Ткани твоего рта изучены досконально языком и слюной. Мне известны все хребты и долины, гофрированный свод и костяные крепости зубов. Мягкая гладкая внутренность верхней губы прерывалась в одном месте шрамом. Внутренние ткани рта и ануса заживают быстрее других, но пытливому взгляду остаются следы и знаки. А мой взгляд пытлив. Вот та история, что сохранилась шрамом в ловушке твоего рта: покореженный автомобиль с разбитым ветровым стеклом. Единственным свидетелем той аварии остался этот шрам, зазубренный по краям там, где кожа сохранила следы стежков, похожий на шрам дуэлянта.
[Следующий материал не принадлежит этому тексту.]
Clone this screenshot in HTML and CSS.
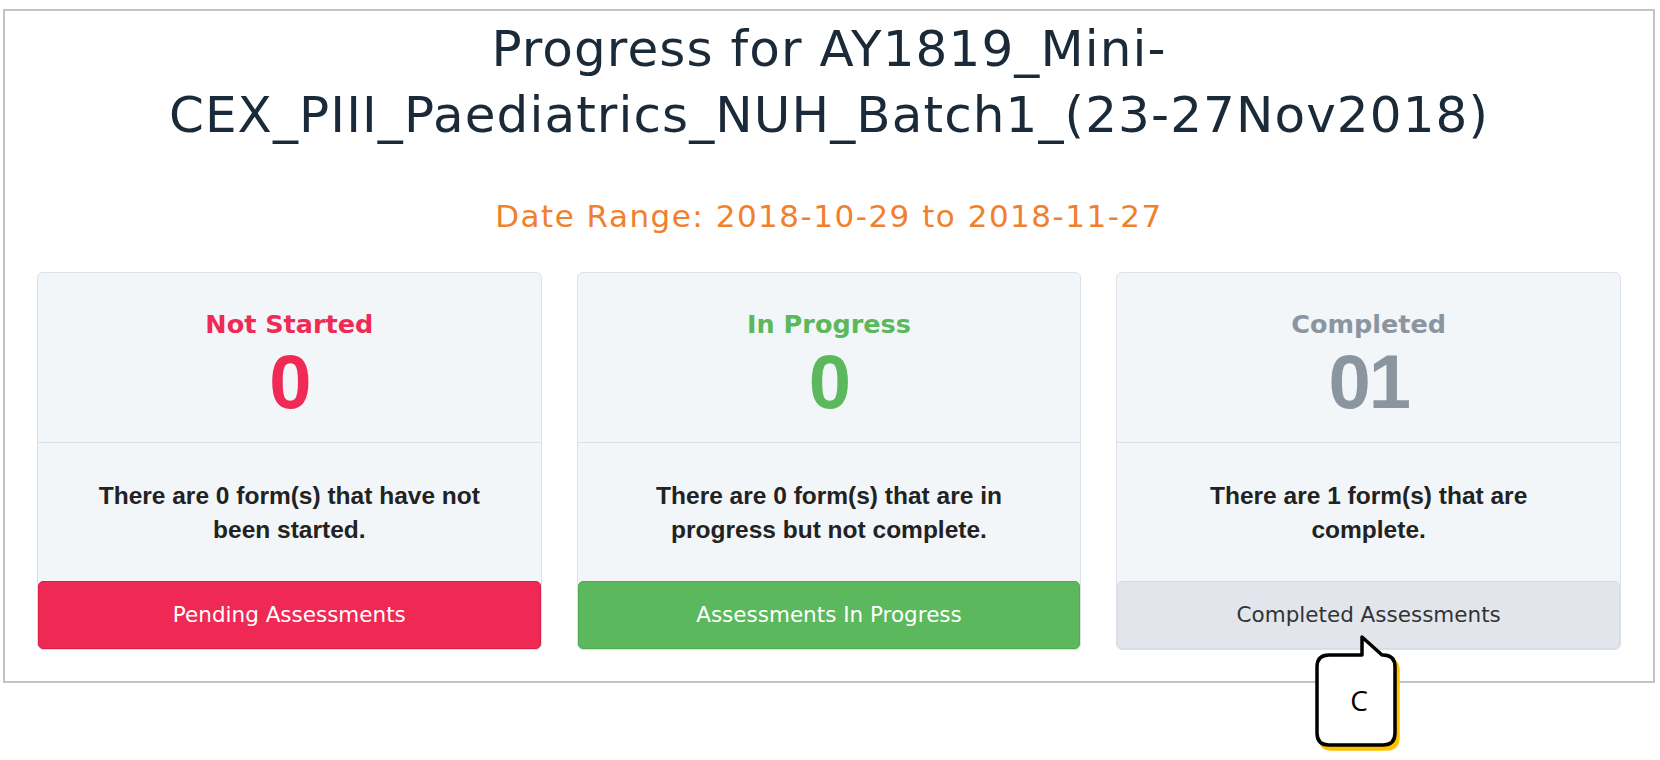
FILE: index.html
```html
<!DOCTYPE html>
<html lang="en">
<head>
<meta charset="utf-8">
<title>Progress</title>
<link rel="stylesheet" href="styles.css">
</head>
<body>
<div class="frame">
  <h1 class="title">Progress for AY1819_Mini-<br>CEX_PIII_Paediatrics_NUH_Batch1_(23-27Nov2018)</h1>
  <p class="range">Date Range: 2018-10-29 to 2018-11-27</p>
  <div class="cards">
    <div class="card">
      <div class="card-head">
        <h3 class="card-title red">Not Started</h3>
        <div class="count red">0</div>
      </div>
      <div class="card-body">There are 0 form(s) that have not<br>been started.</div>
      <div class="btn btn-red">Pending Assessments</div>
    </div>
    <div class="card">
      <div class="card-head">
        <h3 class="card-title green">In Progress</h3>
        <div class="count green">0</div>
      </div>
      <div class="card-body">There are 0 form(s) that are in<br>progress but not complete.</div>
      <div class="btn btn-green">Assessments In Progress</div>
    </div>
    <div class="card">
      <div class="card-head">
        <h3 class="card-title gray">Completed</h3>
        <div class="count gray">01</div>
      </div>
      <div class="card-body">There are 1 form(s) that are<br>complete.</div>
      <div class="btn btn-gray">Completed Assessments</div>
    </div>
  </div>
</div>
<div class="callout">
  <svg class="callout-svg" width="100" height="125" viewBox="0 0 100 125">
    <path class="callout-shadow" d="M 19 25 H 52 V 7 L 72 25 H 73 Q 85 25 85 37 V 103 Q 85 115 73 115 H 19 Q 7 115 7 103 V 37 Q 7 25 19 25 Z" transform="translate(3 4)"/>
    <path class="callout-body" d="M 19 25 H 52 V 7 L 72 25 H 73 Q 85 25 85 37 V 103 Q 85 115 73 115 H 19 Q 7 115 7 103 V 37 Q 7 25 19 25 Z"/>
  </svg>
  <span class="callout-text">C</span>
</div>
</body>
</html>
```

FILE: styles.css
```css
* { box-sizing: border-box; }

body {
  margin: 0;
  background: #ffffff;
  font-family: "DejaVu Sans", sans-serif;
  position: relative;
  width: 1660px;
  height: 760px;
  overflow: hidden;
}

.frame {
  margin: 9px 0 0 3px;
  width: 1652px;
  border: 2px solid #c3c3c3;
  padding: 5px 32px 31px 32px;
}

.title {
  margin: 0;
  text-align: center;
  font-weight: normal;
  font-size: 50px;
  line-height: 66px;
  letter-spacing: 1.1px;
  color: #1b2a38;
}

.range {
  margin: 50px 0 0 0;
  text-align: center;
  font-size: 31px;
  line-height: 36px;
  letter-spacing: 1.5px;
  color: #f1802e;
}

.cards {
  margin-top: 38px;
  display: grid;
  grid-template-columns: 1fr 1fr 1fr;
  gap: 35px;
}

.card {
  background: #f3f6f9;
  border: 1px solid #dce1e7;
  border-radius: 6px;
  display: flex;
  flex-direction: column;
}

.card-head {
  padding: 35px 0 20px;
  text-align: center;
  border-bottom: 1px solid #dce1e7;
}

.card-title {
  margin: 0;
  font-size: 25.5px;
  line-height: 32px;
  font-weight: bold;
}

.count {
  margin-top: 2px;
  font-family: "Liberation Sans", Arial, sans-serif;
  font-size: 76px;
  line-height: 80px;
  font-weight: bold;
  letter-spacing: -2px;
}

.red { color: #ee2a55; }
.green { color: #5cb85c; }
.gray { color: #8b959f; }

.card-body {
  padding: 36px 10px 34px;
  text-align: center;
  font-family: "Liberation Sans", Arial, sans-serif;
  font-size: 24.5px;
  line-height: 34px;
  font-weight: bold;
  color: #222222;
}

.btn {
  height: 68px;
  line-height: 66px;
  text-align: center;
  font-size: 21.5px;
  border-radius: 5px;
  border: 1px solid transparent;
}

.btn-red {
  background: #ef2953;
  border-color: #d91f47;
  color: #ffffff;
}

.btn-green {
  background: #5cb85c;
  border-color: #4cae4c;
  color: #ffffff;
}

.btn-gray {
  background: #e2e6ec;
  border-color: #d9dde3;
  color: #333333;
}

.callout {
  position: absolute;
  left: 1310px;
  top: 630px;
  width: 100px;
  height: 125px;
}

.callout-svg {
  position: absolute;
  left: 0;
  top: 0;
}

.callout-shadow {
  fill: #ffc000;
  stroke: #ffc000;
  stroke-width: 3.5;
  stroke-linejoin: round;
}

.callout-body {
  fill: #ffffff;
  stroke: #000000;
  stroke-width: 3.5;
  stroke-linejoin: round;
}

.callout-text {
  position: absolute;
  left: 10px;
  top: 25px;
  width: 78px;
  height: 90px;
  display: flex;
  align-items: center;
  justify-content: center;
  font-family: "Open Sans", "Liberation Sans", sans-serif;
  font-size: 28px;
  color: #000000;
}
```
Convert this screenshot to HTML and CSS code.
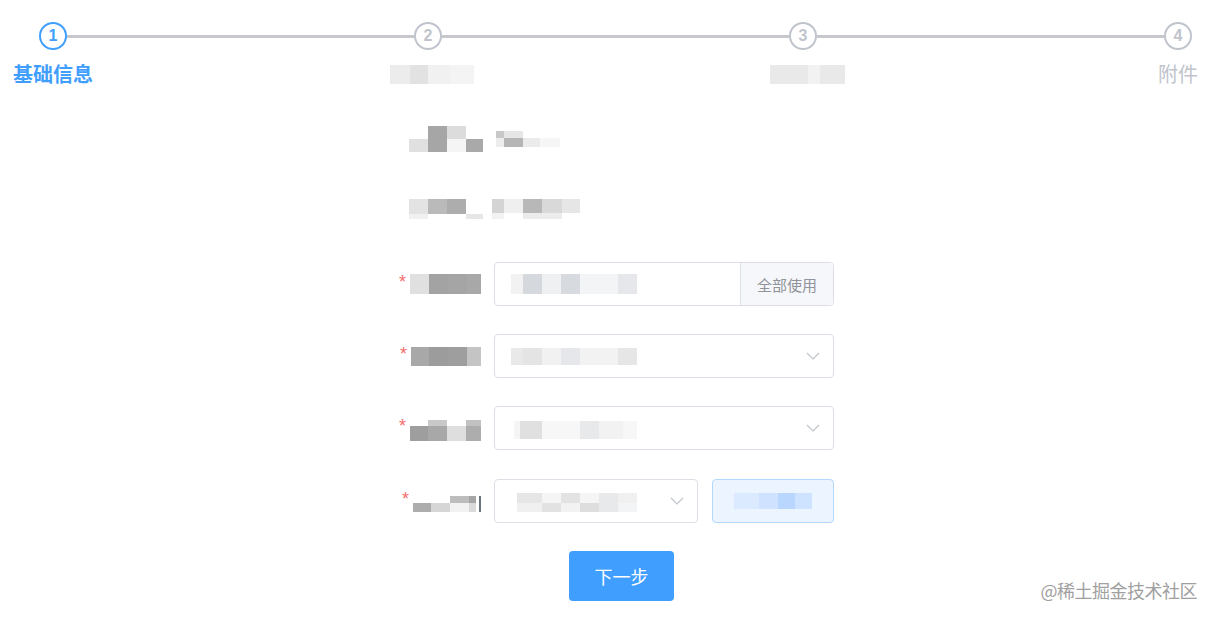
FILE: index.html
```html
<!DOCTYPE html>
<html lang="zh-CN">
<head>
<meta charset="utf-8">
<title>基础信息</title>
<link rel="stylesheet" href="styles.css">
</head>
<body>
<div class="page">
  <div class="steps">
    <div class="circle active c1">1</div>
    <div class="line l1"></div>
    <div class="circle c2">2</div>
    <div class="line l2"></div>
    <div class="circle c3">3</div>
    <div class="line l3"></div>
    <div class="circle c4">4</div>

    <div class="step-title t1 active">基础信息</div>
    <div class="step-title t2"><div class="mz mz-st2"><i class="ga"></i><i class="gb"></i><i class="gc"></i><i class="ga"></i></div></div>
    <div class="step-title t3"><div class="mz mz-st3"><i class="ga"></i><i class="ga"></i><i class="gc"></i><i class="ga"></i></div></div>
    <div class="step-title t4">附件</div>
  </div>

  <form class="form">
    <div class="form-item item-text item-r1">
      <div class="form-label">
        <div class="mz mz-r1l">
          <i></i><i class="g-e0"></i>
          <i class="g-a6"></i><i class="g-a6"></i>
          <i class="g-dc"></i><i class="g-f5"></i>
          <i></i><i class="g-a9"></i>
        </div>
      </div>
      <div class="form-content">
        <div class="mz mz-r1v">
          <i class="g-c8"></i><i class="g-ed"></i>
          <i class="g-e6"></i><i class="g-b5"></i>
          <i></i><i class="g-eb"></i>
          <i></i><i class="g-f6"></i>
        </div>
      </div>
    </div>

    <div class="form-item item-text item-r2">
      <div class="form-label">
        <div class="mz mz-r2l">
          <i class="g-e3"></i><i class="g-f0"></i>
          <i class="g-ba"></i><i></i>
          <i class="g-ad"></i><i></i>
          <i></i><i class="g-e6"></i>
        </div>
      </div>
      <div class="form-content">
        <div class="mz mz-r2v">
          <i class="g-d4"></i><i class="g-f2"></i>
          <i class="g-ef"></i><i></i>
          <i class="g-b8"></i><i class="g-ec"></i>
          <i class="g-d9"></i><i class="g-ec"></i>
          <i class="g-e6"></i><i></i>
        </div>
      </div>
    </div>

    <div class="form-item">
      <div class="form-label">
        <span class="req">*</span>
        <div class="mz mz-r3l"><i class="g-e0"></i><i class="g-a3"></i><i class="g-a5"></i><i class="g-a8"></i></div>
      </div>
      <div class="form-content">
        <div class="input-group">
          <div class="input">
            <div class="mz mz-r3v"><i class="g-f2"></i><i class="g-d5b"></i><i class="g-ee"></i><i class="g-d7b"></i><i class="g-f3"></i><i class="g-e5b"></i></div>
          </div>
          <div class="append">全部使用</div>
        </div>
      </div>
    </div>

    <div class="form-item">
      <div class="form-label">
        <span class="req">*</span>
        <div class="mz mz-r4l"><i class="g-a8"></i><i class="g-9c"></i><i class="g-9e"></i><i class="g-c4"></i></div>
      </div>
      <div class="form-content">
        <div class="select">
          <div class="mz mz-r4v"><i class="g-e9"></i><i class="g-e4"></i><i class="g-f1"></i><i class="g-e5b"></i><i class="g-f2"></i><i class="g-e6"></i></div>
          <svg class="chev" width="14" height="8" viewBox="0 0 14 8"><polyline points="1,1 7,7 13,1" fill="none" stroke="#c0c4cc" stroke-width="1.2"/></svg>
        </div>
      </div>
    </div>

    <div class="form-item item-r5">
      <div class="form-label">
        <span class="req">*</span>
        <div class="mz mz-r5l">
          <i></i><i class="g-9e"></i>
          <i class="g-c9"></i><i class="g-a8"></i>
          <i></i><i class="g-de"></i>
          <i class="g-c2"></i><i class="g-ad"></i>
        </div>
      </div>
      <div class="form-content">
        <div class="select">
          <div class="mz mz-r5v"><i class="g-f5"></i><i class="g-e0"></i><i class="g-f7"></i><i class="g-e8"></i><i class="g-f2"></i><i class="g-f7"></i></div>
          <svg class="chev" width="14" height="8" viewBox="0 0 14 8"><polyline points="1,1 7,7 13,1" fill="none" stroke="#c0c4cc" stroke-width="1.2"/></svg>
        </div>
      </div>
    </div>

    <div class="form-item">
      <div class="form-label">
        <span class="req">*</span>
        <div class="mz mz-r6l">
          <i></i><i class="g-ad"></i>
          <i></i><i class="g-d6"></i>
          <i class="g-bd"></i><i class="g-f2"></i>
          <i class="g-a6"></i><i class="g-da"></i>
          <i></i><i></i>
          <i class="g-mark"></i><i class="g-mark"></i>
        </div>
      </div>
      <div class="form-content split">
        <div class="select select-sm">
          <div class="mz mz-r6v">
            <i class="g-e6"></i><i class="g-f0"></i>
            <i class="g-f5"></i><i class="g-e2"></i>
            <i class="g-e3"></i><i class="g-f2"></i>
            <i class="g-f5"></i><i class="g-de"></i>
            <i class="g-e8"></i><i class="g-e8"></i>
            <i class="g-f0"></i><i class="g-f3"></i>
          </div>
          <svg class="chev" width="14" height="8" viewBox="0 0 14 8"><polyline points="1,1 7,7 13,1" fill="none" stroke="#c0c4cc" stroke-width="1.2"/></svg>
        </div>
        <button type="button" class="btn-plain">
          <span class="mz mz-btn"><i class="b1"></i><i class="b2"></i><i class="b3"></i><i class="b4"></i></span>
        </button>
      </div>
    </div>

    <div class="form-actions">
      <button type="button" class="btn-primary">下一步</button>
    </div>
  </form>

  <div class="watermark">@稀土掘金技术社区</div>
</div>
</body>
</html>
```

FILE: styles.css
```css
html, body {
  margin: 0;
  padding: 0;
  background: #ffffff;
}

body {
  font-family: "Noto Sans CJK SC", "Noto Sans", sans-serif;
  color: #606266;
}

.page {
  position: relative;
  width: 1216px;
  height: 619px;
  overflow: hidden;
}

/* ---------- steps ---------- */
.steps {
  display: grid;
  grid-template-columns: 28px 1fr 28px 1fr 28px 1fr 28px;
  grid-template-rows: 28px 24px;
  row-gap: 12px;
  padding: 22px 24px 0 39px;
}

.circle {
  grid-row: 1;
  box-sizing: border-box;
  width: 28px;
  height: 28px;
  border: 2px solid #c0c4cc;
  border-radius: 50%;
  display: flex;
  align-items: center;
  justify-content: center;
  font-family: "Liberation Sans", Arial, sans-serif;
  font-weight: bold;
  font-size: 16px;
  color: #c0c4cc;
  line-height: 1;
}

.circle.active {
  border-color: #409eff;
  color: #409eff;
}

.c1 { grid-column: 1; }
.c2 { grid-column: 3; }
.c3 { grid-column: 5; }
.c4 { grid-column: 7; }
.l1 { grid-column: 2; }
.l2 { grid-column: 4; }
.l3 { grid-column: 6; }

.line {
  grid-row: 1;
  align-self: center;
  height: 3px;
  background: #c6c8cc;
}

.step-title {
  grid-row: 2;
  justify-self: center;
  white-space: nowrap;
  font-size: 20px;
  line-height: 24px;
  color: #c0c4cc;
  display: flex;
  align-items: center;
}

.step-title.active {
  color: #409eff;
  font-weight: bold;
}

.t1 { grid-column: 1; }
.t2 { grid-column: 3; margin-left: 8px; }
.t3 { grid-column: 5; margin-left: 8px; }
.t4 { grid-column: 7; }

/* ---------- mosaic (pixelated hidden text) ---------- */
.mz {
  display: grid;
  grid-auto-flow: column;
  flex: none;
}

.mz i {
  display: block;
}

.mz-st2 {
  grid-template-columns: 20px 18px 22px 24px;
  grid-template-rows: 19px;
}
.mz-st2 .ga { background: #ececec; }
.mz-st2 .gb { background: #e2e2e2; }
.mz-st2 .gc { background: #f1f1f1; }
.mz-st2 i:last-child { background: #f4f4f4; }

.mz-st3 {
  grid-template-columns: 19px 19px 12px 25px;
  grid-template-rows: 19px;
}
.mz-st3 .ga { background: #e9e9e9; }
.mz-st3 .gc { background: #f2f2f2; }

.mz-r1l { grid-template-columns: 19px 19px 19px 17px; grid-template-rows: 13px 13px; margin-right: -2px; }
.mz-r1v { grid-template-columns: 8px 19px 17px 20px; grid-template-rows: 7px 9px; margin-left: 2px; }
.mz-r2l { grid-template-columns: 19px 19px 19px 17px; grid-template-rows: 15px 5px; margin-top: 2px; margin-right: -2px; }
.mz-r2v { grid-template-columns: 12px 19px 19px 20px 18px; grid-template-rows: 14px 6px; margin-left: -2px; margin-top: 2px; }
.mz-r3l { grid-template-columns: 19px 19px 19px 14px; grid-template-rows: 20px; }
.mz-r3v { grid-template-columns: 12px 19px 19px 19px 38px 19px; grid-template-rows: 20px; }
.mz-r4l { grid-template-columns: 18px 19px 19px 14px; grid-template-rows: 19px; }
.mz-r4v { grid-template-columns: 12px 19px 19px 19px 38px 19px; grid-template-rows: 17px; }
.mz-r5l { grid-template-columns: 18px 19px 19px 15px; grid-template-rows: 6px 15px; margin-top: 4px; }
.mz-r5v { grid-template-columns: 6px 22px 38px 19px 24px 14px; grid-template-rows: 18px; margin-left: 3px; margin-top: 4px; }
.mz-r6l { grid-template-columns: 18px 19px 19px 7px 3px 2px; grid-template-rows: 7px 9px; margin-top: 6px; }
.mz-r6v { grid-template-columns: 25px 19px 19px 19px 19px 19px; grid-template-rows: 10px 9px; margin-left: 6px; margin-top: 2px; }
.mz-btn { grid-template-columns: 25px 19px 17px 17px; grid-template-rows: 16px; }

.g-9c { background: #9c9c9c; }
.g-9e { background: #9e9e9e; }
.g-a3 { background: #a3a3a3; }
.g-a5 { background: #a5a5a5; }
.g-a6 { background: #a6a6a6; }
.g-a8 { background: #a8a8a8; }
.g-a9 { background: #a9a9a9; }
.g-ad { background: #adadad; }
.g-b5 { background: #b5b5b5; }
.g-b8 { background: #b8b8b8; }
.g-ba { background: #bababa; }
.g-bd { background: #bdbdbd; }
.g-c2 { background: #c2c2c2; }
.g-c4 { background: #c4c4c4; }
.g-c8 { background: #c8c8c8; }
.g-c9 { background: #c9c9c9; }
.g-d4 { background: #d4d4d4; }
.g-d6 { background: #d6d6d6; }
.g-d9 { background: #d9d9d9; }
.g-da { background: #dadada; }
.g-dc { background: #dcdcdc; }
.g-de { background: #dedede; }
.g-e0 { background: #e0e0e0; }
.g-e2 { background: #e2e2e2; }
.g-e3 { background: #e3e3e3; }
.g-e4 { background: #e4e4e4; }
.g-e6 { background: #e6e6e6; }
.g-e8 { background: #e8e9eb; }
.g-e9 { background: #e9e9e9; }
.g-eb { background: #ebebeb; }
.g-ec { background: #ececec; }
.g-ed { background: #ededed; }
.g-ee { background: #eef0f2; }
.g-ef { background: #efefef; }
.g-f0 { background: #f0f0f0; }
.g-f1 { background: #f1f1f1; }
.g-f2 { background: #f2f2f2; }
.g-f3 { background: #f3f4f6; }
.g-f5 { background: #f5f5f5; }
.g-f6 { background: #f6f6f6; }
.g-f7 { background: #f7f7f7; }
.g-d5b { background: #d5d8dc; }
.g-d7b { background: #d7dade; }
.g-e5b { background: #e5e7ea; }
.g-mark { background: #6b7280; }

.b1 { background: #dbeaff; }
.b2 { background: #cfe2ff; }
.b3 { background: #b9d6ff; }
.b4 { background: #cde3ff; }

/* ---------- form ---------- */
.form {
  width: 452px;
  margin: 31px auto 0;
}

.form-item {
  display: flex;
  align-items: center;
  height: 44px;
  margin-bottom: 28px;
}

.item-r1 { margin-bottom: 25px; }
.item-r2 { margin-bottom: 32px; }
.item-r5 { margin-bottom: 29px; }

.form-label {
  box-sizing: border-box;
  width: 112px;
  padding-right: 13px;
  display: flex;
  justify-content: flex-end;
  align-items: center;
  flex: none;
}

.req {
  color: #f56c6c;
  font-family: "Liberation Sans", Arial, sans-serif;
  font-size: 18px;
  line-height: 1;
  margin-right: 4px;
  margin-top: -4px;
}

.form-content {
  width: 340px;
  display: flex;
  align-items: center;
}

.form-content.split {
  gap: 14px;
}

.input-group {
  display: flex;
  width: 100%;
  height: 44px;
  box-sizing: border-box;
  border: 1px solid #dcdfe6;
  border-radius: 4px;
  overflow: hidden;
}

.input {
  flex: 1;
  display: flex;
  align-items: center;
  padding-left: 16px;
}

.append {
  box-sizing: border-box;
  width: 93px;
  border-left: 1px solid #dcdfe6;
  background: #f5f7fa;
  color: #909399;
  font-size: 15px;
  display: flex;
  align-items: center;
  justify-content: center;
}

.select {
  box-sizing: border-box;
  width: 100%;
  height: 44px;
  border: 1px solid #dcdfe6;
  border-radius: 4px;
  display: flex;
  align-items: center;
  justify-content: space-between;
  padding: 0 13px 0 16px;
}

.select-sm {
  width: 204px;
  flex: none;
}

.chev {
  display: block;
  flex: none;
}

.btn-plain {
  box-sizing: border-box;
  width: 122px;
  height: 44px;
  border: 1px solid #b3d8ff;
  background: #ecf5ff;
  border-radius: 4px;
  padding: 0;
  display: flex;
  align-items: center;
  justify-content: center;
  flex: none;
}

.form-actions {
  padding-left: 187px;
}

.btn-primary {
  width: 105px;
  height: 50px;
  border: none;
  border-radius: 4px;
  background: #409eff;
  color: #ffffff;
  font-family: "Noto Sans CJK SC", sans-serif;
  font-size: 18px;
  padding: 0;
}

.watermark {
  position: absolute;
  right: 19px;
  bottom: 17px;
  font-size: 18px;
  line-height: 24px;
  color: #a0a0a0;
  letter-spacing: -0.5px;
}
```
Мои безоружные глаза считают твои зубы, включая пломбы: резцы, клыки, коренные, малые коренные. Всего должно быть тридцать два. Но у тебя — тридцать один. После секса ты вгрызаешься в пищу с жадностью, как тигрица, и жир стекает у тебя по губам. Иногда ты кусаешь меня, оставляя на моих плечах неглубокие раны. Ты хочешь, чтобы и в этом мы были похожи? Следы твоих укусов я ношу как знаки отличия. Их можно увидеть у меня на плечах, если я сниму рубашку, но заглавное «Л» внутри, в глубине сердца, недоступно невооруженному глазу.
Для удобства описания человеческое тело делят на полости. Мозг расположен в черепной полости. Его границей служат кости черепа.
Позволь мне проникнуть в тебя. Я буду археологом, что раскапывает лабиринты гробниц. Я посвящу свою жизнь исследованию твоих переходов, входов и выходов этого впечатляющего мавзолея — твоего тела. Как тесны скрытые трубы и колодцы в здоровом и юном теле. Даже гибкий палец с трудом нащупывает вход в просторные влажные покои, где скрываются матка, кишечник или мозг.
У старых или больных ноздри расширяются, глазные впадины углубляются, заполняясь озерами мольбы. Обвисает рот, зубы отступают с переднего края обороны. Уши увеличиваются и становятся похожи на раструбы. Тело готовится стать добычей червей.
Раз я бальзамирую твое тело в памяти, то в первую очередь сквозь надлежащие отверстия следует извлечь твой мозг. Сейчас, когда ты для меня потеряна, я не могу дать тебе проявиться — ты должна быть фотографией, а не поэмой. В тебе не будет жизни, как нет ее во мне. И мы вместе, ты и я, будем падать все глубже и глубже в темные пустоты, где раньше находились жизненно важные органы.
Меня всегда приводила в восхищение твоя голова. Прямая линия лба и удлиненный череп. Твой затылок чуть округляется, переходя в углубление, куда втекает шея. Сколько раз без страха приходилось мне спускаться по утесу твоей головы. Как хотелось мне держать твою голову в руках, нежно гладя и сдерживая желание облизать кожу у основания шеи. В этой впадине ты и существуешь. Здесь сотворяется и определяется всеядной таксономией твой мир. Странное сочетание: осознание собственной смертности и бесконечное самомнение. Всевидящие и всезнающие мозги, столь многим владеющие и способные как на подвиги, так и на проделки. Способные гнуть ложки и понимать высшую математику. Жестко ограниченное пространство, вмещающее ранимое «я».